◆ Records to use:
——————

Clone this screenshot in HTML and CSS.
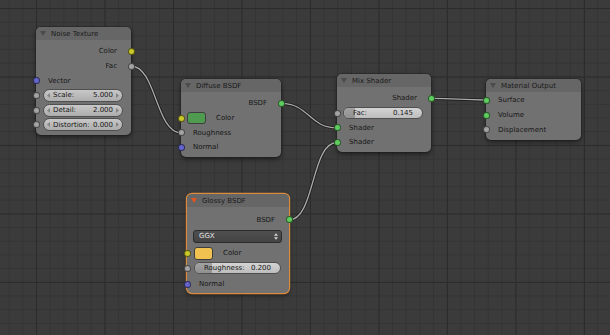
FILE: index.html
```html
<!DOCTYPE html>
<html lang="en">
<head>
    <meta charset="UTF-8">
    <meta name="viewport" content="width=device-width, initial-scale=1.0">
    <title>Node Editor</title>
    <link rel="stylesheet" href="styles.css">
</head>
<body>
<div class="editor">
    <!-- links are drawn under the nodes -->
    <svg class="links" width="610" height="335" viewBox="0 0 610 335">
        <g class="link-outline">
            <path d="M131 66 C156 66 156 132.8 181 132.8"/>
            <path d="M281 103.4 C309 103.4 309 127.8 337 127.8"/>
            <path d="M289 220 C315 220 311 142.5 337 142.5"/>
            <path d="M431 98.4 C458 98.4 459 100 486 100"/>
        </g>
        <g class="link-core">
            <path d="M131 66 C156 66 156 132.8 181 132.8"/>
            <path d="M281 103.4 C309 103.4 309 127.8 337 127.8"/>
            <path d="M289 220 C315 220 311 142.5 337 142.5"/>
            <path d="M431 98.4 C458 98.4 459 100 486 100"/>
        </g>
    </svg>

    <div class="node noise">
        <div class="node-header">
            <svg class="caret" viewBox="0 0 6 5"><path d="M0 0H6L3 5z"/></svg>Noise Texture
        </div>
        <div class="node-body">
            <div class="row out"><span>Color</span><i class="socket yellow"></i></div>
            <div class="row out"><span>Fac</span><i class="socket gray"></i></div>
            <div class="row in"><i class="socket blue"></i><span>Vector</span></div>
            <div class="row in field">
                <i class="socket gray"></i>
                <div class="num">
                    <svg class="arr" viewBox="0 0 3 5"><path d="M3 0L0 2.5L3 5z"/></svg>
                    <span class="num-label">Scale:</span>
                    <span class="num-value">5.000</span>
                    <svg class="arr" viewBox="0 0 3 5"><path d="M0 0L3 2.5L0 5z"/></svg>
                </div>
            </div>
            <div class="row in field">
                <i class="socket gray"></i>
                <div class="num">
                    <svg class="arr" viewBox="0 0 3 5"><path d="M3 0L0 2.5L3 5z"/></svg>
                    <span class="num-label">Detail:</span>
                    <span class="num-value">2.000</span>
                    <svg class="arr" viewBox="0 0 3 5"><path d="M0 0L3 2.5L0 5z"/></svg>
                </div>
            </div>
            <div class="row in field">
                <i class="socket gray"></i>
                <div class="num">
                    <svg class="arr" viewBox="0 0 3 5"><path d="M3 0L0 2.5L3 5z"/></svg>
                    <span class="num-label">Distortion:</span>
                    <span class="num-value">0.000</span>
                    <svg class="arr" viewBox="0 0 3 5"><path d="M0 0L3 2.5L0 5z"/></svg>
                </div>
            </div>
        </div>
    </div>

    <div class="node diffuse">
        <div class="node-header">
            <svg class="caret" viewBox="0 0 6 5"><path d="M0 0H6L3 5z"/></svg>Diffuse BSDF
        </div>
        <div class="node-body">
            <div class="row out"><span>BSDF</span><i class="socket green"></i></div>
            <div class="row in color-row">
                <i class="socket yellow"></i>
                <span class="swatch swatch-green"></span>
                <span class="swatch-label">Color</span>
            </div>
            <div class="row in"><i class="socket gray"></i><span>Roughness</span></div>
            <div class="row in"><i class="socket blue"></i><span>Normal</span></div>
        </div>
    </div>

    <div class="node mix">
        <div class="node-header">
            <svg class="caret" viewBox="0 0 6 5"><path d="M0 0H6L3 5z"/></svg>Mix Shader
        </div>
        <div class="node-body">
            <div class="row out"><span>Shader</span><i class="socket green"></i></div>
            <div class="row in field slim">
                <i class="socket gray"></i>
                <div class="slider">
                    <span class="slider-fill" style="width:14.5%"></span>
                    <span class="num-label">Fac:</span>
                    <span class="num-value">0.145</span>
                </div>
            </div>
            <div class="row in"><i class="socket green"></i><span>Shader</span></div>
            <div class="row in"><i class="socket green"></i><span>Shader</span></div>
        </div>
    </div>

    <div class="node output">
        <div class="node-header">
            <svg class="caret" viewBox="0 0 6 5"><path d="M0 0H6L3 5z"/></svg>Material Output
        </div>
        <div class="node-body tight">
            <div class="row in"><i class="socket green"></i><span>Surface</span></div>
            <div class="row in"><i class="socket green"></i><span>Volume</span></div>
            <div class="row in"><i class="socket gray"></i><span>Displacement</span></div>
        </div>
    </div>

    <div class="node glossy selected">
        <div class="node-header">
            <svg class="caret active" viewBox="0 0 6 5"><path d="M0 0H6L3 5z"/></svg>Glossy BSDF
        </div>
        <div class="node-body glossy-body">
            <div class="row out"><span>BSDF</span><i class="socket green"></i></div>
            <div class="row menu-row">
                <div class="menu">
                    <span>GGX</span>
                    <svg class="updown" viewBox="0 0 5 8"><path d="M2.5 0L5 3H0z M0 5H5L2.5 8z"/></svg>
                </div>
            </div>
            <div class="row in color-row wide">
                <i class="socket yellow"></i>
                <span class="swatch swatch-yellow"></span>
                <span class="swatch-label">Color</span>
            </div>
            <div class="row in field">
                <i class="socket gray"></i>
                <div class="slider">
                    <span class="slider-fill" style="width:20%"></span>
                    <span class="num-label">Roughness:</span>
                    <span class="num-value">0.200</span>
                </div>
            </div>
            <div class="row in last"><i class="socket blue"></i><span>Normal</span></div>
        </div>
    </div>
</div>
</body>
</html>
```

FILE: styles.css
```css
/* Node editor canvas */
* {
    box-sizing: border-box;
}

body {
    margin: 0;
    background-color: #3b3b3b;
    font-family: "DejaVu Sans", sans-serif;
    font-size: 7px;
    color: #171717;
}

.editor {
    position: relative;
    width: 610px;
    height: 335px;
    overflow: hidden;
    background-color: #3b3b3b;
    background-image:
        linear-gradient(to right, #2c2c2c 1px, transparent 1px),
        linear-gradient(to bottom, #2c2c2c 1px, transparent 1px),
        linear-gradient(to right, #343434 1px, transparent 1px),
        linear-gradient(to bottom, #343434 1px, transparent 1px);
    background-size: 68.5px 68.5px, 68.5px 68.5px, 13.7px 13.7px, 13.7px 13.7px;
    background-position: 36px 8px;
}

.links {
    position: absolute;
    left: 0;
    top: 0;
}

.links path {
    fill: none;
}

.link-outline path {
    stroke: #1d1d1d;
    stroke-width: 3;
}

.link-core path {
    stroke: #aaaaaa;
    stroke-width: 1.3;
}

/* nodes */
.node {
    position: absolute;
    background-color: #717171;
    border-radius: 5px;
    box-shadow: 0 0 0 1px rgba(25, 25, 25, 0.35), 0 2px 5px rgba(0, 0, 0, 0.5);
}

.node.selected {
    box-shadow: 0 0 0 1.2px #dc8a3c, 0 2px 5px rgba(0, 0, 0, 0.5);
}

.noise   { left: 36px;  top: 27px;  width: 95px; }
.diffuse { left: 181px; top: 79px;  width: 100px; }
.mix     { left: 337px; top: 74px;  width: 94px; }
.output  { left: 486px; top: 79px;  width: 95px; }
.glossy  { left: 187px; top: 194px; width: 102px; }

.node-header {
    height: 13px;
    display: flex;
    align-items: center;
    padding-left: 4px;
    background-color: #666666;
    border-radius: 5px 5px 0 0;
    color: #1a1a1a;
}

.caret {
    width: 6px;
    height: 5px;
    margin-right: 5px;
    fill: #4b4b4b;
}

.caret.active {
    fill: #e0541f;
}

.node-body {
    padding: 4px 0 2.5px;
}

.node-body.tight {
    padding-top: 1px;
}

.node-body.glossy-body {
    padding: 5.6px 0 1.6px;
}

.row {
    position: relative;
    height: 14.7px;
    display: flex;
    align-items: center;
    padding: 0 12px;
    white-space: nowrap;
}

.row.out {
    justify-content: flex-end;
    padding-right: 14px;
}

.row.field {
    padding: 0 8px 0 7px;
}

.row.slim {
    padding-left: 6px;
}

.row.menu-row {
    height: 13px;
    margin: 2.7px 0 3px;
    padding: 0 7px 0 6px;
}

.row.color-row {
    padding-left: 6px;
}

.row.color-row.wide {
    padding-left: 7px;
}

.row.last {
    margin-top: 1.6px;
}

/* sockets */
.socket {
    position: absolute;
    top: 50%;
    width: 7px;
    height: 7px;
    margin-top: -3.5px;
    border-radius: 50%;
    border: 1px solid rgba(0, 0, 0, 0.55);
}

.row.out .socket { right: -3.5px; }
.row.in .socket  { left: -3.5px; }

.yellow { background-color: #c9c92a; }
.gray   { background-color: #a3a3a3; }
.blue   { background-color: #6464cc; }
.green  { background-color: #5fcc5f; }

/* number fields */
.num {
    flex: 1;
    height: 13px;
    display: flex;
    align-items: center;
    padding: 0 3px;
    border: 1px solid #4f4f4f;
    border-radius: 6.5px;
    background: linear-gradient(#c8c8c8, #adadad);
}

.arr {
    width: 3px;
    height: 5px;
    fill: #848484;
}

.num .num-label {
    margin-left: 3px;
}

.num .num-value {
    margin-left: auto;
    margin-right: 3px;
}

.slider {
    position: relative;
    flex: 1;
    height: 12.5px;
    display: flex;
    align-items: center;
    padding: 0 9px;
    overflow: hidden;
    border: 1px solid #4f4f4f;
    border-radius: 6.25px;
    background: linear-gradient(#d4d4d4, #bdbdbd);
}

.slider-fill {
    position: absolute;
    left: 0;
    top: 0;
    bottom: 0;
    background: linear-gradient(#a2a2a2, #909090);
}

.slider .num-label,
.slider .num-value {
    position: relative;
}

.slider .num-value {
    margin-left: auto;
}

/* dropdown */
.menu {
    flex: 1;
    height: 13px;
    display: flex;
    align-items: center;
    justify-content: space-between;
    padding: 0 3px 0 5px;
    border: 1px solid #2b2b2b;
    border-radius: 3px;
    background: linear-gradient(#4f4f4f, #444444);
    color: #e4e4e4;
}

.updown {
    width: 4px;
    height: 7px;
    fill: #d8d8d8;
}

/* colour swatches */
.swatch {
    width: 19px;
    height: 12.5px;
    border: 1px solid #3e3e3e;
    border-radius: 3px;
}

.swatch-green  { background-color: #4f9b4f; }
.swatch-yellow { background-color: #f1c24f; }

.swatch-label {
    margin-left: 10px;
}
```
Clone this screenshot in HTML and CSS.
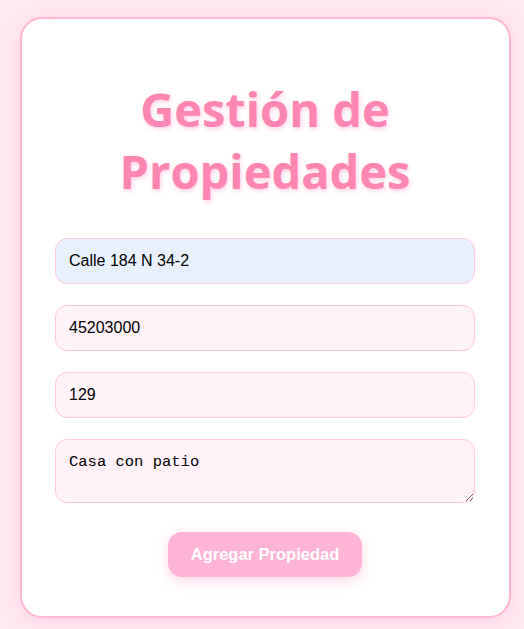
FILE: index.html
```html
<!DOCTYPE html>
<html lang="es">
<head>
<meta charset="utf-8">
<title>Gestión de Propiedades</title>
<link rel="stylesheet" href="styles.css">
</head>
<body>
<div class="card">
  <h1 class="title">Gestión de Propiedades</h1>
  <form class="form">
    <input class="field field-autofill" type="text" value="Calle 184 N 34-2">
    <input class="field" type="text" value="45203000">
    <input class="field" type="text" value="129">
    <textarea class="field field-area">Casa con patio</textarea>
    <div class="actions">
      <button class="btn" type="button">Agregar Propiedad</button>
    </div>
  </form>
</div>
</body>
</html>
```
FILE: styles.css
```css
html, body {
  margin: 0;
  background: #ffe9f2;
}
body {
  padding: 17px 13px 14px 20px;
  font-family: "Liberation Sans", Arial, sans-serif;
}
.card {
  background: #fff;
  border: 2px solid #ffb6d3;
  border-radius: 22px;
  padding: 33px 34px 39px 33px;
  box-shadow: 0 4px 18px rgba(255, 170, 205, 0.35);
}
.title {
  margin: 26px 0 36px;
  font-family: "Open Sans", "Noto Sans", sans-serif;
  font-weight: 700;
  font-size: 47px;
  line-height: 62px;
  text-align: center;
  color: #ff85b3;
  text-shadow: 1px 2px 4px rgba(255, 150, 190, 0.45);
}
.form {
  display: flex;
  flex-direction: column;
  gap: 21px;
}
.field {
  box-sizing: border-box;
  width: 100%;
  height: 46px;
  margin: 0;
  padding: 0 13px;
  border: 1px solid #ffc9de;
  border-radius: 12px;
  background: #fff2f8;
  font-family: "Liberation Sans", Arial, sans-serif;
  font-size: 16px;
  color: #000;
  outline: none;
}
.field-autofill {
  background: #e8f0fe;
}
.field-area {
  height: 64px;
  padding: 13px 13px;
  font-family: "Liberation Mono", monospace;
  font-size: 15.5px;
  line-height: 19px;
  resize: vertical;
}
.actions {
  display: flex;
  justify-content: center;
  margin-top: 8px;
}
.btn {
  width: 194px;
  height: 45px;
  border: none;
  border-radius: 14px;
  background: #ffb3d6;
  color: #fff;
  font-family: "Liberation Sans", Arial, sans-serif;
  font-weight: 700;
  font-size: 16.5px;
  box-shadow: 0 4px 12px rgba(255, 170, 205, 0.45);
  cursor: pointer;
}
```
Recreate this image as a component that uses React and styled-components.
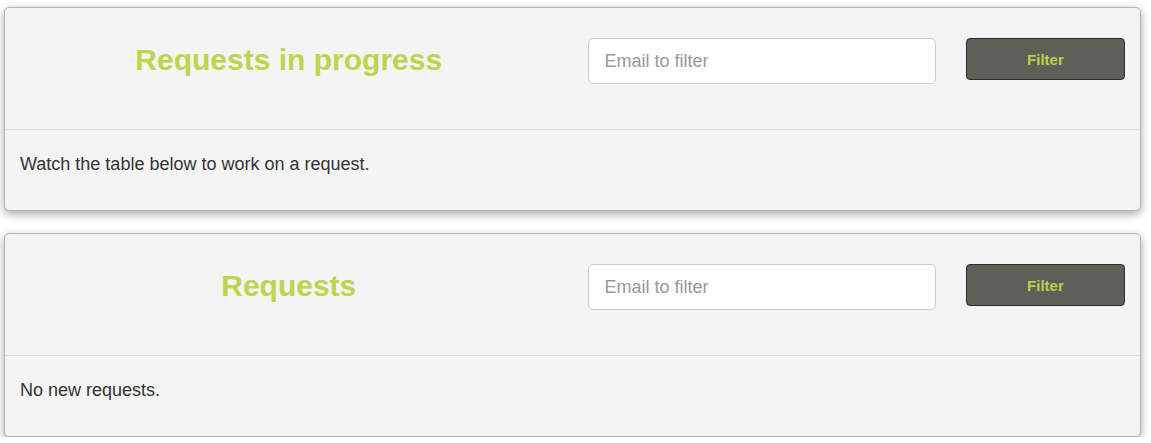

——————

Among the entries, how many lines include the word "image"? Answer with a single number and nothing further.

2